DIRECTIONS » Without the images, write out the whole listing exactly.

SUPPLIED MATERIAL »
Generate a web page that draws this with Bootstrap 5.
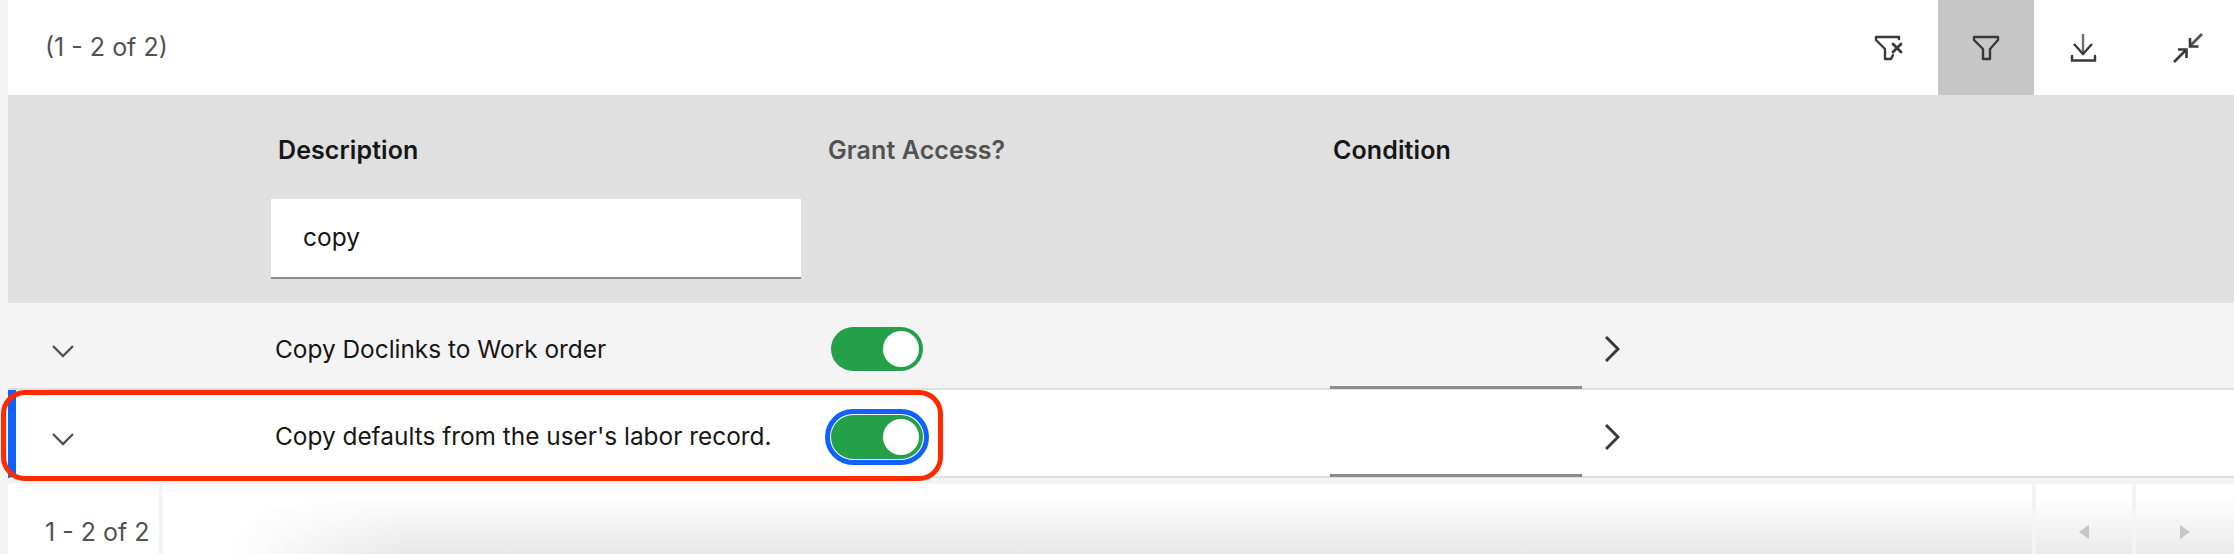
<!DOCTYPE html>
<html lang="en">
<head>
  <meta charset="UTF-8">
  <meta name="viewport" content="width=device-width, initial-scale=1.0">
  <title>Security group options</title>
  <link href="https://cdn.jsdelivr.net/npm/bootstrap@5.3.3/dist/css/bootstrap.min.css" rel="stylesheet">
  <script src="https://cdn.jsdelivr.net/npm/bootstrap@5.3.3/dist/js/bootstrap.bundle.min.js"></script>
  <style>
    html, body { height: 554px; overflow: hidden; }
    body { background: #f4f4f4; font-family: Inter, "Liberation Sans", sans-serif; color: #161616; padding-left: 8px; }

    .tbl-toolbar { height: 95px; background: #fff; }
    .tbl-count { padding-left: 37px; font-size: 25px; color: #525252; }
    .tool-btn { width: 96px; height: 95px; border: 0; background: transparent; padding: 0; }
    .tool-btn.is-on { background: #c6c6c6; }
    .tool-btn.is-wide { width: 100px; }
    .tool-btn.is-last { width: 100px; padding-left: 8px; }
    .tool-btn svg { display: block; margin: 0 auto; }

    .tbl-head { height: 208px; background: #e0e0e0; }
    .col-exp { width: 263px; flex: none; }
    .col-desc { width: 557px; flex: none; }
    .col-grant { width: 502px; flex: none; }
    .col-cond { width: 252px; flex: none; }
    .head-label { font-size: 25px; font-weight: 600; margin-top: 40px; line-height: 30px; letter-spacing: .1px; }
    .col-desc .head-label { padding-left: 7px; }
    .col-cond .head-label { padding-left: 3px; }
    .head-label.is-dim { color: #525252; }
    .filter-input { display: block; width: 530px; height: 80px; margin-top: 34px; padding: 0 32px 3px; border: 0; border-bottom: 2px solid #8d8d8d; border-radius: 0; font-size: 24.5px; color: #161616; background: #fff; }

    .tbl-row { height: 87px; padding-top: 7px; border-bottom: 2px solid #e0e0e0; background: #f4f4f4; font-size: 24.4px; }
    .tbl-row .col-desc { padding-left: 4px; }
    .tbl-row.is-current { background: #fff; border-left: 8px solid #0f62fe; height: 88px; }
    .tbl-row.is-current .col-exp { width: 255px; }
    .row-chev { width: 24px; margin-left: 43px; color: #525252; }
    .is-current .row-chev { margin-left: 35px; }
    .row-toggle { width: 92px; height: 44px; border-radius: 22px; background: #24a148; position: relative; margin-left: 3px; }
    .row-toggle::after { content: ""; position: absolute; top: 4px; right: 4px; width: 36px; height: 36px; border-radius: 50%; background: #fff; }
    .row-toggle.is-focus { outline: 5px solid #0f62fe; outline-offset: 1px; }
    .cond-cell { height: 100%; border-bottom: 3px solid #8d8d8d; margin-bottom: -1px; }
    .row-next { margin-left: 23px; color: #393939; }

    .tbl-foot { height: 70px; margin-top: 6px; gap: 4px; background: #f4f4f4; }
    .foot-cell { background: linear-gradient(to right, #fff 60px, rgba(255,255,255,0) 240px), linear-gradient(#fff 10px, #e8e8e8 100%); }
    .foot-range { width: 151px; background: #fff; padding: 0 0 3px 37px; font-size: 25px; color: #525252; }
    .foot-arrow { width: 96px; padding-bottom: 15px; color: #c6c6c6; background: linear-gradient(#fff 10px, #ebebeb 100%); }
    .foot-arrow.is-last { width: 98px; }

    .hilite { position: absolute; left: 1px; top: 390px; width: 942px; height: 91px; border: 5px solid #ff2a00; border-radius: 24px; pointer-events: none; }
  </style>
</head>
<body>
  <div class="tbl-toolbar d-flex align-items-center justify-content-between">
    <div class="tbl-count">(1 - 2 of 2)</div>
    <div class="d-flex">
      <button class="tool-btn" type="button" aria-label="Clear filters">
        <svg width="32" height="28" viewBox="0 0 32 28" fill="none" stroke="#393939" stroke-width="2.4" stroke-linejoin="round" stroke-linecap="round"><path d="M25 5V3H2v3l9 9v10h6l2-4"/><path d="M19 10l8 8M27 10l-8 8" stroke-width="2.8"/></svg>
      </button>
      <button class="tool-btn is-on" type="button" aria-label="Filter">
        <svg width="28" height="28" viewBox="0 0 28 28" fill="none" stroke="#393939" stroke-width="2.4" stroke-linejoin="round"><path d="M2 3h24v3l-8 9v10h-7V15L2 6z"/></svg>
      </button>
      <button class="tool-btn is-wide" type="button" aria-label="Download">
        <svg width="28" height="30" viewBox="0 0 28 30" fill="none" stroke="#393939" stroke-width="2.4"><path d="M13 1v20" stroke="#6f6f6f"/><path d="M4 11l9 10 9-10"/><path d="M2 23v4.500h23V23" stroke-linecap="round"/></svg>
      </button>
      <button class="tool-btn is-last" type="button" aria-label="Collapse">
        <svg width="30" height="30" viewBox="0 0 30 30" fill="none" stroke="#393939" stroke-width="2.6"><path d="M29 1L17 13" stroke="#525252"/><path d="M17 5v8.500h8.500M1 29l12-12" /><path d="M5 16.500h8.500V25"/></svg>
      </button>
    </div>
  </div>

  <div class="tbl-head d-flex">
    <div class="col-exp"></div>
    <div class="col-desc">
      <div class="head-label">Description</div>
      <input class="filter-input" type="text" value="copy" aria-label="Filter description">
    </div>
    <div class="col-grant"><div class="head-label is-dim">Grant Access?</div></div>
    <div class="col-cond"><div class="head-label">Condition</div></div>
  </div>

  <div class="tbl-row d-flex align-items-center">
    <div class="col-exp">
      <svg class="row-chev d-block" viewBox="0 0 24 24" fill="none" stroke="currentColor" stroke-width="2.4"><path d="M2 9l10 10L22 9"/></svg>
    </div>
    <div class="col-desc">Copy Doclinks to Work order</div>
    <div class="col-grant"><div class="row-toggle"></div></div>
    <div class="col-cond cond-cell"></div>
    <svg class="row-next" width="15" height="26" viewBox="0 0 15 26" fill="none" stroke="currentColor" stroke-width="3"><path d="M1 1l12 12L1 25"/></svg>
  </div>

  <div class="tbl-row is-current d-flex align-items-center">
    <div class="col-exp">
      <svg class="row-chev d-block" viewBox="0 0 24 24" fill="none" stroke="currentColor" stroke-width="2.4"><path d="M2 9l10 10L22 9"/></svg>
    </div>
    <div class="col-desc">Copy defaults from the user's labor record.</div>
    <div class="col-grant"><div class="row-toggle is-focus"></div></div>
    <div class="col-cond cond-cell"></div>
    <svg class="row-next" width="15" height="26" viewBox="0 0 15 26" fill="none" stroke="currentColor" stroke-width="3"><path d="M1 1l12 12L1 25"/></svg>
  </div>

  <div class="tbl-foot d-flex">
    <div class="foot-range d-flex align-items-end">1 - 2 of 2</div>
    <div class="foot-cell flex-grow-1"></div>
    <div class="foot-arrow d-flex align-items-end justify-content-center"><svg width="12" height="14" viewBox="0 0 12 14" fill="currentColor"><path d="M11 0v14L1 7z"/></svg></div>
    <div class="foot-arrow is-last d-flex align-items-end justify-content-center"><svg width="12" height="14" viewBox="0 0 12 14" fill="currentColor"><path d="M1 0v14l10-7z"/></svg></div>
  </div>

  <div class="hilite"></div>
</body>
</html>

RESPONSE TO THE TASK »
Generate a web page that draws this with Bootstrap 5.
<!DOCTYPE html>
<html lang="en">
<head>
  <meta charset="UTF-8">
  <meta name="viewport" content="width=device-width, initial-scale=1.0">
  <title>Security group options</title>
  <link href="https://cdn.jsdelivr.net/npm/bootstrap@5.3.3/dist/css/bootstrap.min.css" rel="stylesheet">
  <script src="https://cdn.jsdelivr.net/npm/bootstrap@5.3.3/dist/js/bootstrap.bundle.min.js"></script>
  <style>
    html, body { height: 554px; overflow: hidden; }
    body { background: #f4f4f4; font-family: Inter, "Liberation Sans", sans-serif; color: #161616; padding-left: 8px; }

    .tbl-toolbar { height: 95px; background: #fff; }
    .tbl-count { padding-left: 37px; font-size: 25px; color: #525252; }
    .tool-btn { width: 96px; height: 95px; border: 0; background: transparent; padding: 0; }
    .tool-btn.is-on { background: #c6c6c6; }
    .tool-btn.is-wide { width: 100px; }
    .tool-btn.is-last { width: 100px; padding-left: 8px; }
    .tool-btn svg { display: block; margin: 0 auto; }

    .tbl-head { height: 208px; background: #e0e0e0; }
    .col-exp { width: 263px; flex: none; }
    .col-desc { width: 557px; flex: none; }
    .col-grant { width: 502px; flex: none; }
    .col-cond { width: 252px; flex: none; }
    .head-label { font-size: 25px; font-weight: 600; margin-top: 40px; line-height: 30px; letter-spacing: .1px; }
    .col-desc .head-label { padding-left: 7px; }
    .col-cond .head-label { padding-left: 3px; }
    .head-label.is-dim { color: #525252; }
    .filter-input { display: block; width: 530px; height: 80px; margin-top: 34px; padding: 0 32px 3px; border: 0; border-bottom: 2px solid #8d8d8d; border-radius: 0; font-size: 24.5px; color: #161616; background: #fff; }

    .tbl-row { height: 87px; padding-top: 7px; border-bottom: 2px solid #e0e0e0; background: #f4f4f4; font-size: 24.4px; }
    .tbl-row .col-desc { padding-left: 4px; }
    .tbl-row.is-current { background: #fff; border-left: 8px solid #0f62fe; height: 88px; }
    .tbl-row.is-current .col-exp { width: 255px; }
    .row-chev { width: 24px; margin-left: 43px; color: #525252; }
    .is-current .row-chev { margin-left: 35px; }
    .row-toggle { width: 92px; height: 44px; border-radius: 22px; background: #24a148; position: relative; margin-left: 3px; }
    .row-toggle::after { content: ""; position: absolute; top: 4px; right: 4px; width: 36px; height: 36px; border-radius: 50%; background: #fff; }
    .row-toggle.is-focus { outline: 5px solid #0f62fe; outline-offset: 1px; }
    .cond-cell { height: 100%; border-bottom: 3px solid #8d8d8d; margin-bottom: -1px; }
    .row-next { margin-left: 23px; color: #393939; }

    .tbl-foot { height: 70px; margin-top: 6px; gap: 4px; background: #f4f4f4; }
    .foot-cell { background: linear-gradient(to right, #fff 60px, rgba(255,255,255,0) 240px), linear-gradient(#fff 10px, #e8e8e8 100%); }
    .foot-range { width: 151px; background: #fff; padding: 0 0 3px 37px; font-size: 25px; color: #525252; }
    .foot-arrow { width: 96px; padding-bottom: 15px; color: #c6c6c6; background: linear-gradient(#fff 10px, #ebebeb 100%); }
    .foot-arrow.is-last { width: 98px; }

    .hilite { position: absolute; left: 1px; top: 390px; width: 942px; height: 91px; border: 5px solid #ff2a00; border-radius: 24px; pointer-events: none; }
  </style>
</head>
<body>
  <div class="tbl-toolbar d-flex align-items-center justify-content-between">
    <div class="tbl-count">(1 - 2 of 2)</div>
    <div class="d-flex">
      <button class="tool-btn" type="button" aria-label="Clear filters">
        <svg width="32" height="28" viewBox="0 0 32 28" fill="none" stroke="#393939" stroke-width="2.4" stroke-linejoin="round" stroke-linecap="round"><path d="M25 5V3H2v3l9 9v10h6l2-4"/><path d="M19 10l8 8M27 10l-8 8" stroke-width="2.8"/></svg>
      </button>
      <button class="tool-btn is-on" type="button" aria-label="Filter">
        <svg width="28" height="28" viewBox="0 0 28 28" fill="none" stroke="#393939" stroke-width="2.4" stroke-linejoin="round"><path d="M2 3h24v3l-8 9v10h-7V15L2 6z"/></svg>
      </button>
      <button class="tool-btn is-wide" type="button" aria-label="Download">
        <svg width="28" height="30" viewBox="0 0 28 30" fill="none" stroke="#393939" stroke-width="2.4"><path d="M13 1v20" stroke="#6f6f6f"/><path d="M4 11l9 10 9-10"/><path d="M2 23v4.500h23V23" stroke-linecap="round"/></svg>
      </button>
      <button class="tool-btn is-last" type="button" aria-label="Collapse">
        <svg width="30" height="30" viewBox="0 0 30 30" fill="none" stroke="#393939" stroke-width="2.6"><path d="M29 1L17 13" stroke="#525252"/><path d="M17 5v8.500h8.500M1 29l12-12" /><path d="M5 16.500h8.500V25"/></svg>
      </button>
    </div>
  </div>

  <div class="tbl-head d-flex">
    <div class="col-exp"></div>
    <div class="col-desc">
      <div class="head-label">Description</div>
      <input class="filter-input" type="text" value="copy" aria-label="Filter description">
    </div>
    <div class="col-grant"><div class="head-label is-dim">Grant Access?</div></div>
    <div class="col-cond"><div class="head-label">Condition</div></div>
  </div>

  <div class="tbl-row d-flex align-items-center">
    <div class="col-exp">
      <svg class="row-chev d-block" viewBox="0 0 24 24" fill="none" stroke="currentColor" stroke-width="2.4"><path d="M2 9l10 10L22 9"/></svg>
    </div>
    <div class="col-desc">Copy Doclinks to Work order</div>
    <div class="col-grant"><div class="row-toggle"></div></div>
    <div class="col-cond cond-cell"></div>
    <svg class="row-next" width="15" height="26" viewBox="0 0 15 26" fill="none" stroke="currentColor" stroke-width="3"><path d="M1 1l12 12L1 25"/></svg>
  </div>

  <div class="tbl-row is-current d-flex align-items-center">
    <div class="col-exp">
      <svg class="row-chev d-block" viewBox="0 0 24 24" fill="none" stroke="currentColor" stroke-width="2.4"><path d="M2 9l10 10L22 9"/></svg>
    </div>
    <div class="col-desc">Copy defaults from the user's labor record.</div>
    <div class="col-grant"><div class="row-toggle is-focus"></div></div>
    <div class="col-cond cond-cell"></div>
    <svg class="row-next" width="15" height="26" viewBox="0 0 15 26" fill="none" stroke="currentColor" stroke-width="3"><path d="M1 1l12 12L1 25"/></svg>
  </div>

  <div class="tbl-foot d-flex">
    <div class="foot-range d-flex align-items-end">1 - 2 of 2</div>
    <div class="foot-cell flex-grow-1"></div>
    <div class="foot-arrow d-flex align-items-end justify-content-center"><svg width="12" height="14" viewBox="0 0 12 14" fill="currentColor"><path d="M11 0v14L1 7z"/></svg></div>
    <div class="foot-arrow is-last d-flex align-items-end justify-content-center"><svg width="12" height="14" viewBox="0 0 12 14" fill="currentColor"><path d="M1 0v14l10-7z"/></svg></div>
  </div>

  <div class="hilite"></div>
</body>
</html>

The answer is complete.